Grease ice is a very thin, soupy layer of frazil crystals clumped together, and only formed in large, open bodies of water most notably the ocean. Grease ice makes the water resemble an oil slick, the small crystals of ice held closely together reflect and refract light similarly to how oil will on water. Grease ice is the second stage in the formation of ice floes being the stage immediately following the frazil ice stage. Outside the ocean and seas, the Laurentian Great Lakes and Lake Baikal also form grease ice.

New sea ice formation takes place throughout the winter in the Arctic, and Antarctic where frazil forms and coalesces in polynyas or in cold-exposed regions of the open-ocean. Similarly, in seas and lakes, where latent energy is sufficient (waves, swells, fetch, tides, seiche, etc), turbulence mixes the frazil ice down into the upper layer and forms a surface layer of grease ice.

The term ‘grease ice’ follows World Meteorological Organization nomenclature. Grease ice differs from ‘slush’, where slush is similarly created by snow falling into the top layer of an ocean basin, river, or lake. The two terms are related due to the process of ice crystals being blown into a polynya, lake, ocean, or sea which can be the initiation of the grease ice layer, given a minimum level of mixing and cooling on the ocean surface.

==Formation==
When the water surface begins to lose heat rapidly, the water becomes supercooled. Turbulence, caused by strong winds or flow from a river, will mix the supercooled water throughout its entire depth. The supercooled water will already be encouraging the formation of small ice crystals (frazil ice) and the crystals will be mixed into the upper layer and form a surface layer.
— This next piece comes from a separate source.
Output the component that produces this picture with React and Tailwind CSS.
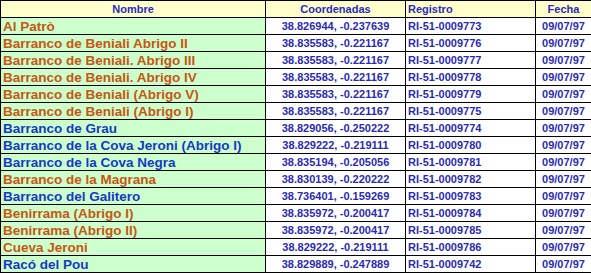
const rows = [
  ["Al Patrò", "o", "38.826944, -0.237639", "RI-51-0009773"],
  ["Barranco de Beniali Abrigo II", "o", "38.835583, -0.221167", "RI-51-0009776"],
  ["Barranco de Beniali. Abrigo III", "o", "38.835583, -0.221167", "RI-51-0009777"],
  ["Barranco de Beniali. Abrigo IV", "o", "38.835583, -0.221167", "RI-51-0009778"],
  ["Barranco de Beniali (Abrigo V)", "o", "38.835583, -0.221167", "RI-51-0009779"],
  ["Barranco de Beniali (Abrigo I)", "o", "38.835583, -0.221167", "RI-51-0009775"],
  ["Barranco de Grau", "b", "38.829056, -0.250222", "RI-51-0009774"],
  ["Barranco de la Cova Jeroni (Abrigo I)", "b", "38.829222, -0.219111", "RI-51-0009780"],
  ["Barranco de la Cova Negra", "b", "38.835194, -0.205056", "RI-51-0009781"],
  ["Barranco de la Magrana", "o", "38.830139, -0.220222", "RI-51-0009782"],
  ["Barranco del Galitero", "b", "38.736401, -0.159269", "RI-51-0009783"],
  ["Benirrama (Abrigo I)", "o", "38.835972, -0.200417", "RI-51-0009784"],
  ["Benirrama (Abrigo II)", "o", "38.835972, -0.200417", "RI-51-0009785"],
  ["Cueva Jeroni", "o", "38.829222, -0.219111", "RI-51-0009786"],
  ["Racó del Pou", "b", "38.829889, -0.247889", "RI-51-0009742"],
];

const App = () => {
  return (
    <div className="w-[591px] h-[274px] bg-white font-['Liberation_Sans',Arial,sans-serif]">
      <table className="border-collapse table-fixed w-[591px]">
        <colgroup>
          <col className="w-[265px]" />
          <col className="w-[140px]" />
          <col className="w-[130px]" />
          <col className="w-[56px]" />
        </colgroup>
        <thead>
          <tr className="h-[17px] bg-[#ffffcc] text-[#2a2ac4] text-[11px] font-bold">
            <th className="border border-black p-0 text-center leading-[15px]">Nombre</th>
            <th className="border border-black p-0 text-center leading-[15px]">Coordenadas</th>
            <th className="border border-black p-0 pl-[2px] text-left leading-[15px]">Registro</th>
            <th className="border border-black p-0 text-center leading-[15px]">Fecha</th>
          </tr>
        </thead>
        <tbody>
          {rows.map((r, i) => (
            <tr key={i} className="h-[17px]">
              <td className={"border border-black bg-[#ccffcc] p-0 pl-[2px] text-[13.5px] font-bold leading-[15px] whitespace-nowrap " + (r[1] === "o" ? "text-[#c85514]" : "text-[#1538c8]")}>
                {r[0]}
              </td>
              <td className="border border-black p-0 text-center text-[11px] font-bold text-[#2a2ab8] leading-[15px]">{r[2]}</td>
              <td className="border border-black p-0 pl-[2px] text-left text-[11px] font-bold text-[#2a2ab8] leading-[15px]">{r[3]}</td>
              <td className="border border-black p-0 text-center text-[11px] font-bold text-[#2a2ab8] leading-[15px]">09/07/97</td>
            </tr>
          ))}
        </tbody>
      </table>
    </div>
  );
};

export default App;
Sea ice growth in turbulent water differs from sea ice growth in calm water. In turbulent water, the ice crystals accumulate at the surface, forming a grease-ice layer composed of individual ice crystals and small irregular clumps of ice crystals. In calm water conditions, nilas, a thin, almost invisible elastic crust, forms at the surface as water molecules freeze to the ice-water interface.